Laura Dahlmeier’in trajik ölümü ve doğa tutkusunun izlerini taşıyan bu olay, spor ve doğa sevgisinin hem ilham verici hem de riskli yönlerini gözler önüne sermektedir.

Almanya’nın gururu, dünya çapında tanınan ve saygı gören biatlon (kros kayağı ve tüfek atışını içeren kış sporu) yıldızı olan Dahlmeier, 31 yaşında Pakistan’ın kuzey bölgelerindeki Karakoram Sıradağları’nda yaptığı dağcılık faaliyetinde, düşen kayaların etkisiyle hayatını kaybetti. Bu bölge, yüksek rakımı, ani hava değişimleri ve kayalık arazi yapısıyla zorlu ve tehlikeli bir doğa harikasıdır; pek çok maceracı ve dağcı için cazip olsa da, büyük riskler taşımaktadır.

Dahlmeier’in yaşamı, sadece spor başarılarıyla değil, aynı zamanda doğayla kurduğu güçlü bağ ve cesur doğa tutkusu ile de öne çıkmıştır. 2017’de Dünya Şampiyonası’nda beş altın madalya kazanmış, 2018 Pyeongchang Olimpiyatları’nda biatlon kısa koşu dalında altın madalya alarak bu disiplinin ilk kadın şampiyonu olmuştur. Spor kariyeri boyunca fiziksel ve zihinsel sınırlarını zorlayan Dahlmeier, emeklilik sonrası genç sporculara mentörlük yapmayı ve doğayla iç içe yaşamayı tercih etmiştir. Onun doğayla ilişkisi, sadece bir tutku değil, saygı ve uyum meselesiydi; doğanın güçlerine karşı her zaman saygılı olan ve dikkatli davranan bir sporcu olarak anılmaktadır.
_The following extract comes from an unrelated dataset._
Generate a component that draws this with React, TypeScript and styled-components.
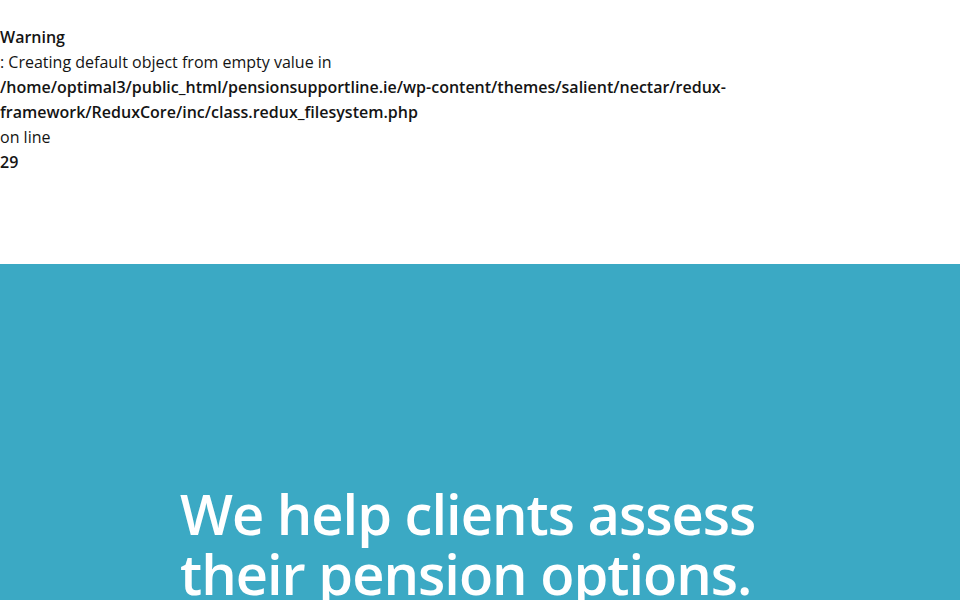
import React from 'react';
import styled, { createGlobalStyle } from 'styled-components';

const GlobalStyle = createGlobalStyle`
  html, body {
    margin: 0;
    padding: 0;
    background: #ffffff;
  }
  body {
    font-family: "Open Sans", "Liberation Sans", sans-serif;
    overflow: hidden;
  }
`

const Notice = styled.div`
  padding-top: 25px;
  height: 239px;
  font-size: 16px;
  line-height: 25px;
  color: #141414;
`

const Line = styled.div<{ $bold?: boolean }>`
  font-weight: ${p => (p.$bold ? 600 : 400)};
  white-space: nowrap;
`

const Hero = styled.section`
  background: #3ba9c4;
  min-height: 400px;
  padding: 219px 0 0 180px;
`

const Heading = styled.h1`
  margin: 0;
  color: #ffffff;
  font-size: 56px;
  line-height: 60px;
  font-weight: 600;
  letter-spacing: -1px;
  white-space: nowrap;
`

const App: React.FC = () => {
  return (
    <>
      <GlobalStyle />
      <Notice>
        <Line $bold>Warning</Line>
        <Line>: Creating default object from empty value in</Line>
        <Line $bold>/home/optimal3/public_html/pensionsupportline.ie/wp-content/themes/salient/nectar/redux-</Line>
        <Line $bold>framework/ReduxCore/inc/class.redux_filesystem.php</Line>
        <Line>on line</Line>
        <Line $bold>29</Line>
      </Notice>
      <Hero>
        <Heading>
          We help clients assess<br />
          their pension options.
        </Heading>
      </Hero>
    </>
  );
}

export default App;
Kazada, bölgede deneyimli bir dağcı olan Dahlmeier, tırmanış sırasında düşen kayaların etkisiyle olay yerinde hayatını kaybetti. Ortağı Marina Krauss ise yara almadan kurtuldu. Bölgedeki zorlu arazi ve aşırı hava koşulları, arama kurtarma çalışmalarını güçleştirdi; bölge yetkilileri, Dahlmeier’in vasiyeti ve doğaya olan saygısı nedeniyle cesedini bölgeden almama kararı verdiler. Bu karar, Dahlmeier’in yaşamı boyunca dağcılıkta güvenlik ve saygıya verdiği önemi yansıtmaktadır.

Olay, spor camiasında derin üzüntü ve farkındalık yaratırken, doğa sporlarının ne kadar riskli olabileceğini hatırlatmıştır. Dahlmeier’in hayat hikâyesi, onun sadece bir spor kahramanı olmadığını, aynı zamanda doğa sevgisi, cesareti ve adanmışlığıyla da ilham kaynağı olduğunu göstermektedir. Onun hikâyesi, sporun sınırlarını zorlayan ve doğayla uyum içinde hareket edenler için önemli bir örnektir. Ayrıca, doğanın acımasız güçleri karşısında gösterilen saygı ve cesaret, onun yaşam felsefesinin temel taşlarıdır ve bu değerler onun anısını yaşatmaya devam edecektir.

Bu trajedi, sporcuların doğada faaliyetlerde bulunurken alacakları önlemler ve gösterdikleri dikkat ile ilgili önemli bir ders niteliğindedir. Dahlmeier’in anısı, sportif başarıları ve doğa sevgisiyle birlikte, doğanın zorluklarına karşı gösterilen saygı ve cesaretin simgesi olmaya devam edecektir.

Uzun yıllar zirve dağcılığı sporuyla ilgilenmiş biri olarak, onun ideallerini ve bu uğurda yaşamını feda edenleri saygıyla anıyoruz. Dağcılığın temel eğitiminde, “İyi dağcı, zirveye bir metre kalmış olsa bile tehlikeyi fark edip geri dönebilen dağcıdır.” Denir. Bu düşünce sporcunun doğa ile uyumunu ve güvenlik konusundaki hassasiyetini gösterir.

Sonuç olarak, doğa sporlarında ne kadar eğitimli olursanız olun, doğa izin verdiği ölçüde riskleri göze almalısınız. Dahlmeier’in hatırası ve idealleri, doğa sevgisi ve cesaretiyle yaşamaya devam edecektir. Mekânı cennet olsun.